• WHAT TO DO:
Find the lines with the string "React" and return them.

• DATASET EXTRACT:
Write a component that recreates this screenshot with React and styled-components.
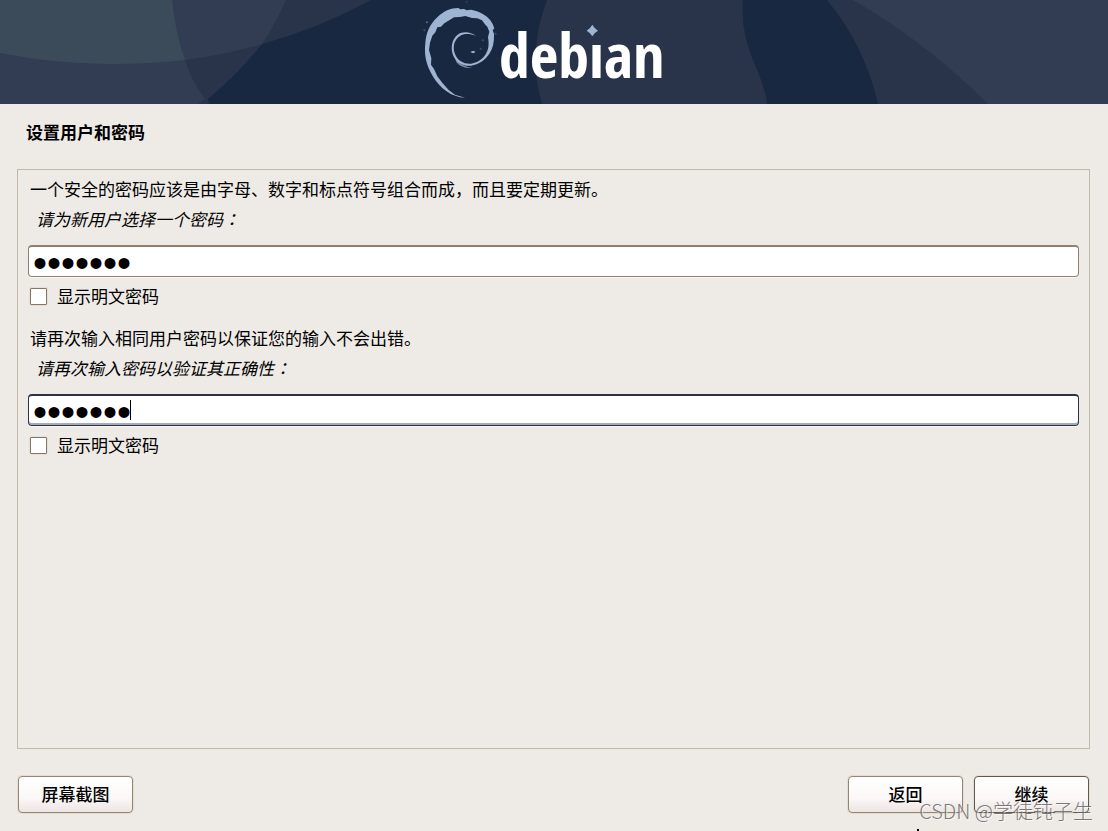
import React, { useState } from "react";
import styled, { createGlobalStyle } from "styled-components";

const GlobalStyle = createGlobalStyle`
  * {
    box-sizing: border-box;
  }

  body {
    margin: 0;
    background: #eeebe6;
    color: #000;
    font-family: "Noto Sans CJK SC", "Noto Sans", sans-serif;
    font-size: 17px;
    line-height: 24px;
  }
`;

const BannerArt = () => (
  <Art viewBox="0 0 1108 104" preserveAspectRatio="none" aria-hidden="true">
    <path fill="#29344b" d="M0 0H371Q320 28 262 44Q239 73 208 99L209 104H0Z" />
    <path
      fill="#323c53"
      d="M0 0H286Q276 23 262 44Q224 55 185 60Q191 80 205 99L198 104H0Z"
    />
    <path
      fill="#3b4b59"
      d="M0 0H172Q175 32 185 60Q150 64 110 64Q55 64 0 53Z"
    />
    <path
      fill="#29344b"
      d="M547 0Q527 52 542 104H767Q766 90 753 60Q740 28 743 0Z"
    />
    <path fill="#29344b" d="M827 0Q865 46 878 104H1108V0Z" />
    <path fill="#323c53" d="M853 0Q926 42 988 104H1108V0Z" />
  </Art>
);

const Logo = () => (
  <LogoSvg viewBox="0 0 288 104" role="img" aria-label="debian">
    <defs>
      {/* hides the round dot of the i, the diamond takes its place */}
      <linearGradient
        id="stem"
        gradientUnits="userSpaceOnUse"
        x1="0"
        y1="0"
        x2="0"
        y2="104"
      >
        <stop offset="0.4" stopColor="#fff" stopOpacity="0" />
        <stop offset="0.4" stopColor="#fff" />
      </linearGradient>
    </defs>
    <g transform="scale(0.3333)" fill="#9eb4d2">
      <path d="M165 293C125 292 90 265 68 228C48 195 42 165 46 130C48 98 60 72 82 52C101 33 122 24 145 24L151 28L162 27L170 31L183 29C208 34 230 45 241 61L248 72L253 85L248 91L252 101C253 125 249 145 239 160C226 181 205 194 184 197C160 200 138 188 129 165C121 142 126 117 143 104C158 93 181 95 198 108C180 101 163 100 150 108C132 119 127 142 135 162C143 183 163 193 184 191C204 188 222 175 230 157C237 145 237 127 234 112L238 95L232 80L226 74L216 61L202 55L186 54L166 48L150 51L132 52L119 60L103 70L93 80L82 82L76 97L67 107L60 128L57 150L64 175L63 194L72 207L82 229L98 250L116 270L135 284Z" />
      <path d="M135 174Q153 199 187 204Q156 207 139 187Z" opacity="0.7" />
      <path d="M181 156L190 152L197 156L189 160Z" />
      <circle cx="212" cy="146" r="3" opacity="0.3" />
      <circle cx="219" cy="121" r="3" opacity="0.3" />
      <circle cx="51" cy="67" r="3" opacity="0.5" />
      <circle cx="43" cy="91" r="3" opacity="0.3" />
      <circle cx="170" cy="5" r="3" opacity="0.2" />
      <circle cx="257" cy="101" r="3" opacity="0.3" />
      <path d="M547 74Q553 85 564 92Q553 98 547 109Q541 98 530 92Q541 85 547 74Z" />
    </g>
    <Wordmark x="89" y="78">
      deb<tspan fill="url(#stem)">i</tspan>an
    </Wordmark>
  </LogoSvg>
);

const PasswordField = ({ id, hint, question, focused }) => {
  const [value, setValue] = useState("debian1");
  const [visible, setVisible] = useState(false);

  return (
    <Field>
      <Hint>{hint}</Hint>
      <Question htmlFor={id}>
        {question}
        <Colon>：</Colon>
      </Question>
      <InputWrap>
        <Input
          id={id}
          type={visible ? "text" : "password"}
          value={value}
          $focused={focused}
          onChange={(e) => setValue(e.target.value)}
        />
        {focused && <Caret />}
      </InputWrap>
      <CheckLabel>
        <Checkbox
          type="checkbox"
          checked={visible}
          onChange={(e) => setVisible(e.target.checked)}
        />
        显示明文密码
      </CheckLabel>
    </Field>
  );
};

const App = () => (
  <Page>
    <GlobalStyle />
    <Banner>
      <BannerArt />
      <Logo />
    </Banner>
    <Title>设置用户和密码</Title>
    <Panel>
      <PasswordField
        id="password"
        hint="一个安全的密码应该是由字母、数字和标点符号组合而成，而且要定期更新。"
        question="请为新用户选择一个密码"
      />
      <PasswordField
        id="password-again"
        hint="请再次输入相同用户密码以保证您的输入不会出错。"
        question="请再次输入密码以验证其正确性"
        focused
      />
    </Panel>
    <Footer>
      <Button type="button">屏幕截图</Button>
      <Spacer />
      <Button type="button">返回</Button>
      <Button type="button" $primary>
        继续
      </Button>
    </Footer>
    <Watermark>CSDN @学徒钝子生</Watermark>
    <Pointer />
  </Page>
);

const Page = styled.div`
  position: relative;
  display: flex;
  flex-direction: column;
  min-height: 100vh;
  overflow: hidden;
`;

const Banner = styled.header`
  position: relative;
  display: flex;
  justify-content: center;
  height: 104px;
  background: #192841;
`;

const Art = styled.svg`
  position: absolute;
  inset: 0;
  width: 100%;
  height: 100%;
`;

const LogoSvg = styled.svg`
  position: relative;
  width: 288px;
  height: 104px;
`;

const Wordmark = styled.text`
  fill: #fff;
  font-family: "Liberation Sans Narrow", "Open Sans Condensed",
    "Roboto Condensed", "DejaVu Sans Condensed", sans-serif;
  font-size: 62px;
  font-weight: 700;
`;

const Title = styled.h1`
  margin: 16px 26px 25px;
  font-size: 17px;
  line-height: 24px;
  font-weight: 700;
`;

const Panel = styled.main`
  flex: 1;
  display: flex;
  flex-direction: column;
  gap: 18px;
  margin: 0 18px 0 17px;
  padding: 7px 10px;
  border: 1px solid #c3b9ab;
`;

const Field = styled.section`
  display: flex;
  flex-direction: column;
`;

const Hint = styled.p`
  margin: 0 2px 6px;
`;

const Question = styled.label`
  margin: 0 8px 14px;
  font-style: italic;
`;

const Colon = styled.span`
  font-family: "Noto Sans CJK TC", sans-serif;
`;

const InputWrap = styled.div`
  position: relative;
  display: flex;
`;

const Input = styled.input`
  width: 100%;
  height: 32px;
  padding: 4px 4px 0;
  border: 1px solid ${(p) => (p.$focused ? "#2d3347" : "#8f8071")};
  border-top-width: 2px;
  border-radius: 4px;
  outline: none;
  background: #fff;
  box-shadow: ${(p) =>
    p.$focused
      ? "inset 0 -2px 0 #a3abbd, 0 1px 0 #f8f5f2"
      : "0 1px 0 #faf6f3"};
  color: #000;
  font-family: "Liberation Sans", Arial, sans-serif;
  font-size: ${(p) => (p.type === "password" ? 40 : 17)}px;
  line-height: 26px;
`;

const Caret = styled.span`
  position: absolute;
  left: 102px;
  top: 6px;
  width: 1px;
  height: 20px;
  background: #000;
`;

const CheckLabel = styled.label`
  display: flex;
  align-items: center;
  gap: 10px;
  margin: 7px 2px 0;
`;

const Checkbox = styled.input`
  appearance: none;
  width: 17px;
  height: 17px;
  margin: 0;
  border: 1px solid #85766a;
  border-radius: 1px;
  background: #fff;
  box-shadow: 0 0 0 1px #e6dfd7;

  &:checked {
    background: #85766a;
  }
`;

const Footer = styled.footer`
  display: flex;
  gap: 11px;
  padding: 27px 19px 18px 18px;
`;

const Spacer = styled.div`
  flex: 1;
`;

const Button = styled.button`
  width: 115px;
  height: 37px;
  padding: 0 0 2px;
  border: 1px solid ${(p) => (p.$primary ? "#62594f" : "#93876f")};
  border-radius: 4px;
  background: linear-gradient(#fff, #fbf8f7 60%, #ece4e2);
  box-shadow: 0 0 0 1px #e6ddd2;
  color: #000;
  font-family: inherit;
  font-size: 17px;
  font-weight: 500;
  line-height: 24px;
`;

const Watermark = styled.div`
  position: absolute;
  right: 15px;
  bottom: 8px;
  color: rgba(100, 100, 100, 0.85);
  font-size: 20px;
  font-weight: 300;
  line-height: 24px;
  text-shadow: 1px 1px 0 rgba(255, 255, 255, 0.6);
  pointer-events: none;
`;

const Pointer = styled.span`
  position: absolute;
  left: 917px;
  bottom: 0;
  width: 2px;
  height: 2px;
  background: #000;
`;

export default App;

• TASK ANSWER:
Write a component that recreates this screenshot with React and styled-components.
import React, { useState } from "react";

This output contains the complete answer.